"In 1938, a year of monumental turmoil, the number one newsmaker wasn't Franklin Roosevelt or Adolf Hitler. It wasn't even a person. It was an undersized, crooked-legged racehorse, owned by a bicycle repairman-turned-automobile magnate, trained by a virtually mute mustang breaker, and ridden by a half-blind failed prizefighter. The Horse was Seabiscuit, and this is his story." So begins Laura Hillenbrand's bestseller, Seabiscuit: An American Legend, on which the Universal Studios flick was based.
The feel good story of Seabiscuit is so amazing that it's hard to believe the events took place in the 30's instead of on a made-for-T.V. movie. The story starts with a freshly remarried Charles Howard, former car salesman tycoon played by Jeff Bridges, who is spurred by his new wife to invest his time and money into horseracing. Along the way, he hires Tom Smith (Chris Cooper), "Red" Pollard (Tobey Maguire), and eventually the horse Seabiscuit (played by many similarly colored horses). The movie progresses as each of the characters' best traits shine through despite the odds against them. Howard, still wealthy but emotionally broken by the death of his son, is down but not out when he turns his salesman skills into selling Seabiscuit to America (the movie does a good job of explaining just how "the Biscuit" managed to be the #1 newsmaker in 1938). Smith, country bred and isolated, shows that what he fails to understand in people, his ability to understand just what a good horse needs makes up for. Pollard, a 115-pound man who has way too much fight in him than could ever be healthy, proves himself to be a perfect match for Seabiscuit. And Seabiscuit, who was overlooked his whole life for his small size and perceived laziness (forced by former owners to lose races in order to give other horses confidence), shines through as the preeminent example in the argument for whether or not animals have a competitive spirit.

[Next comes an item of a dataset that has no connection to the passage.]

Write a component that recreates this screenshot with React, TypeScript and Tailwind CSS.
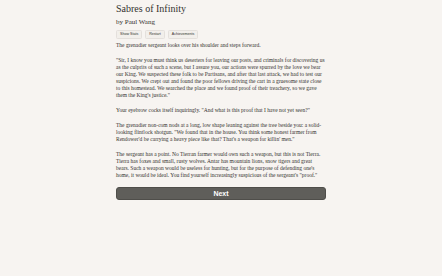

It is ironic that the main problem I had with this movie was not that it was ineffective or unconvincing. Instead, I took issue with just how well the movie built up to a climax and delivered. This climax was so impressive that at the conclusion of Seabiscuit's match (one on one) race against War Admiral, the in-theater-audience broke out into spontaneous applause. Now maybe that's common where you live, but I've never had it happen to me. Unfortunately, this big "finale" came not at the end, but halfway through the movie. When the audience feels that the entire second half the movie is post-climactic, there is a problem. Partly responsible for this glitch is that the 1940 Santa Anita race is over-Hollywoodized. After the horses break from the starting gate, Seabiscuit falls way behind only to perform a comeback in the second half of the race that is not only close to impossible but not historically accurate. Wasn't it enough that the Biscuit and Red only had four good legs between them? Why make it so overly sappy?
Don't get me wrong, Seabiscuit is still well worth the price of admission. Beautifully shot in both Southern California and at the famous Pimlico racetrack in Baltimore, the movie has many pluses. The soundtrack is above par, and the main characters' acting is very solid in the main characters, especially Chris Cooper's portrayal of the reserved Smith.